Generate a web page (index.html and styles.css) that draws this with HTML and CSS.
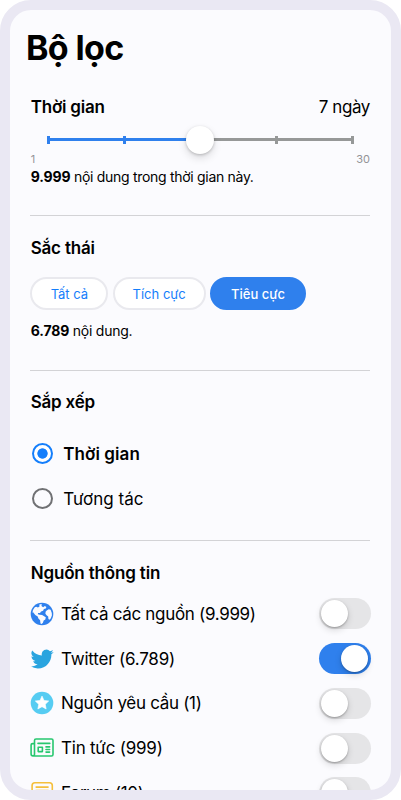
FILE: index.html
```html
<!DOCTYPE html>
<html lang="vi">
<head>
<meta charset="utf-8">
<title>Bộ lọc</title>
<link rel="stylesheet" href="styles.css">
</head>
<body>
<main class="phone">
  <h1 class="title">Bộ lọc</h1>

  <section class="section time">
    <div class="head"><h2>Thời gian</h2><span class="days">7 ngày</span></div>
    <div class="slider">
      <div class="track"><i></i><i></i><i></i><i class="off"></i><i class="off"></i></div>
      <div class="knob"></div>
    </div>
    <div class="range"><span>1</span><span>30</span></div>
    <p class="info"><b>9.999</b> nội dung trong thời gian này.</p>
  </section>

  <section class="section tone">
    <h2>Sắc thái</h2>
    <div class="pills">
      <button class="pill all">Tất cả</button>
      <button class="pill pos">Tích cực</button>
      <button class="pill neg">Tiêu cực</button>
    </div>
    <p class="info"><b>6.789</b> nội dung.</p>
  </section>

  <section class="section sort">
    <h2>Sắp xếp</h2>
    <div class="radios">
      <label class="option on"><span class="radio"></span><span class="name">Thời gian</span></label>
      <label class="option"><span class="radio"></span><span class="name">Tương tác</span></label>
    </div>
  </section>

  <section class="section sources">
    <h2>Nguồn thông tin</h2>
    <ul>
      <li>
        <svg class="icon" viewBox="0 0 24 24"><circle cx="12" cy="12" r="11.3" fill="#2f80ed"/><path fill="#fbfbfe" d="M9.3 2.5l2.4-.4-.2 2 1.6 1.2 1.8-1.4 1.5 1.1-.6 1.5-1.9.5-.8 1.7-2 .9-1.1 1.5-1.9-.1-.3 1.3 1.9.5 2.4.1 2 1.4 1.7 1-.5 2.1-1.6 1.2-.8 2.1-1.2 1.3-1.2-.6-.4-3.1-1.7-1.8-.7-2.1-2.4-1.5-2.2-2.7-.7.6.6-2.7 1.8-2.8 1.5-.5 1.6.8 1.6-1zM16.7 8.6l2.1-1.3 1.8.4 1.2 3.2.1 2.7-1.2 2.8-1.2 1.3-1.1-.8-.2-2.4-1.6-1.2-1.2-1.6.2-2z"/></svg>
        <span class="name n1">Tất cả các nguồn (9.999)</span><span class="switch"></span>
      </li>
      <li>
        <svg class="icon" viewBox="0 0 24 24"><path fill="#2aa4df" d="M23.6 4.9a9.6 9.6 0 0 1-2.7.75 4.7 4.7 0 0 0 2.1-2.6 9.4 9.4 0 0 1-3 1.15 4.7 4.7 0 0 0-8.1 4.3A13.4 13.4 0 0 1 2.2 3.6a4.7 4.7 0 0 0 1.45 6.3 4.7 4.7 0 0 1-2.13-.6v.06a4.7 4.7 0 0 0 3.8 4.6 4.7 4.7 0 0 1-2.1.1 4.7 4.7 0 0 0 4.4 3.3 9.5 9.5 0 0 1-7 1.95 13.4 13.4 0 0 0 7.25 2.1c8.7 0 13.5-7.2 13.5-13.5v-.6a9.6 9.6 0 0 0 2.3-2.4z"/></svg>
        <span class="name n2">Twitter (6.789)</span><span class="switch on"></span>
      </li>
      <li>
        <svg class="icon" viewBox="0 0 24 24"><circle cx="12" cy="12" r="11.3" fill="#56ccf2"/><path fill="#fff" stroke="#fff" stroke-width=".6" stroke-linejoin="round" d="m12 5.1 2 4.3 4.7.6-3.4 3.3.85 4.7L12 15.7 7.85 18l.85-4.7L5.3 10l4.7-.6z"/></svg>
        <span class="name n3">Nguồn yêu cầu (1)</span><span class="switch"></span>
      </li>
      <li>
        <svg class="icon" viewBox="0 0 24 24" fill="none" stroke="#27c76f" stroke-width="1.6" stroke-linecap="round" stroke-linejoin="round"><path d="M5.9 3h15.6A1.5 1.5 0 0 1 23 4.5v14a1.5 1.5 0 0 1-1.5 1.5H3a1.9 1.9 0 0 1-1.9-1.9v-9a1.5 1.5 0 0 1 1.5-1.5h1.8M4.5 18.1V4.5A1.5 1.5 0 0 1 6 3M4.5 18.1a1.6 1.6 0 0 1-1.6 1.8M8 7.4h11.8M16 10.9h3.6M16 13.5h3.6M16 16.1h3.6M8.2 11.2h4.2v4.4H8.2z"/></svg>
        <span class="name n4">Tin tức (999)</span><span class="switch"></span>
      </li>
      <li>
        <svg class="icon" viewBox="0 0 24 24" fill="none" stroke="#f5bf3b" stroke-width="1.6"><rect x="2.1" y="1.7" width="20.2" height="19" rx="2.8"/><path d="M5.6 6.1h13M5.6 9.5h13"/></svg>
        <span class="name n5">Forum (10)</span><span class="switch"></span>
      </li>
    </ul>
  </section>
</main>
</body>
</html>
```
FILE: styles.css
```css
* { box-sizing: border-box; margin: 0; padding: 0; }
body { background: #fff; font-family: Inter, sans-serif; color: #000; overflow: hidden; }
.phone {
  width: 401px;
  height: 800px;
  overflow: hidden;
  border: 10px solid #eae8f3;
  border-radius: 31px;
  background: #fbfbfe;
  padding: 0 20px;
}
.title { font-size: 34px; line-height: 40px; margin: 18px 0 0 -4px; font-weight: 700; letter-spacing: -.65px; }
.section { border-bottom: 1px solid #d3d3d6; width: 340px; padding-left: .7px; }
h2 { font-size: 17px; line-height: 24px; font-weight: 600; letter-spacing: -.2px; }
.time { padding-top: 27px; height: 148px; }
.head { display: flex; justify-content: space-between; }
.days { font-size: 17px; line-height: 24px; letter-spacing: -.4px; }
.slider { position: relative; height: 28px; margin-top: 6px; padding: 10px 16px 0; }
.track {
  display: flex;
  justify-content: space-between;
  height: 9px;
  background: linear-gradient(90deg, #2f80ed 50%, #969898 50%) center / 100% 3px no-repeat;
}
.track i { width: 3px; height: 8px; margin-top: .5px; background: #2f80ed; }
.track .off { background: #969898; }
.knob {
  position: absolute;
  left: 155.7px;
  top: .5px;
  width: 28px;
  height: 28px;
  border-radius: 50%;
  background: #fff;
  box-shadow: 0 1px 3px rgba(0, 0, 0, .2), 0 4px 8px rgba(0, 0, 0, .13);
}
.range { display: flex; justify-content: space-between; font-size: 11px; line-height: 12px; color: #939397; }
.info { font-size: 14px; line-height: 20px; letter-spacing: -.3px; margin-top: 2px; white-space: nowrap; }
.info b { font-weight: 700; letter-spacing: -.15px; }
.tone { padding-top: 20px; height: 155px; }
.pills { display: flex; gap: 4.3px; margin: 17px 0 0 -.3px; }
.pill {
  height: 33px;
  border: 2px solid #e9e9ee;
  border-radius: 17px;
  background: #fff;
  color: #147efb;
  font: 400 13px/20px Inter, sans-serif;
}
.all { width: 78px; }
.pos { width: 93px; }
.neg { width: 96px; background: #2f80ed; border-color: #2f80ed; color: #fff; font-weight: 500; }
.tone .info { margin-top: 11px; letter-spacing: -.24px; }
.sort { padding-top: 19px; height: 170px; }
.radios { margin-top: 17.5px; }
.option { display: flex; align-items: center; height: 44.7px; gap: 10.3px; font-size: 17px; padding-left: 1.3px; }
.option .name { letter-spacing: .02px; }
.on .name { font-weight: 600; letter-spacing: .08px; }
.radio { width: 21px; height: 21px; border: 2px solid #707174; border-radius: 50%; }
.on .radio { border-color: #147efb; background: radial-gradient(circle, #147efb 4.8px, #fff 5.5px); }
.sources { padding-top: 20px; border: 0; width: 341px; }
.sources h2 { letter-spacing: -.16px; }
.sources ul { list-style: none; margin-top: 6.5px; }
.sources li { display: flex; align-items: center; height: 44.75px; font-size: 17px; }
.icon { width: 24px; height: 24px; margin: 0 7.3px 0 -1px; flex: none; }
.sources .name { flex: 1; font-weight: 400; letter-spacing: -.31px; white-space: nowrap; }
.sources .n2 { letter-spacing: -.2px; }
.sources .n4 { letter-spacing: -.22px; }
.switch { width: 52px; height: 31px; padding: 2px; border-radius: 16px; background: #e5e5e7; flex: none; }
.switch::before {
  content: "";
  display: block;
  width: 27px;
  height: 27px;
  border-radius: 50%;
  background: #fff;
  box-shadow: 0 1px 2px rgba(0, 0, 0, .25), 0 3px 7px rgba(0, 0, 0, .15);
}
.switch.on { background: #2f80ed; }
.switch.on::before { margin-left: 20px; }
```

- Given task -
Reply with nothing but the number of lines that contain the word "index".

- Final result -
2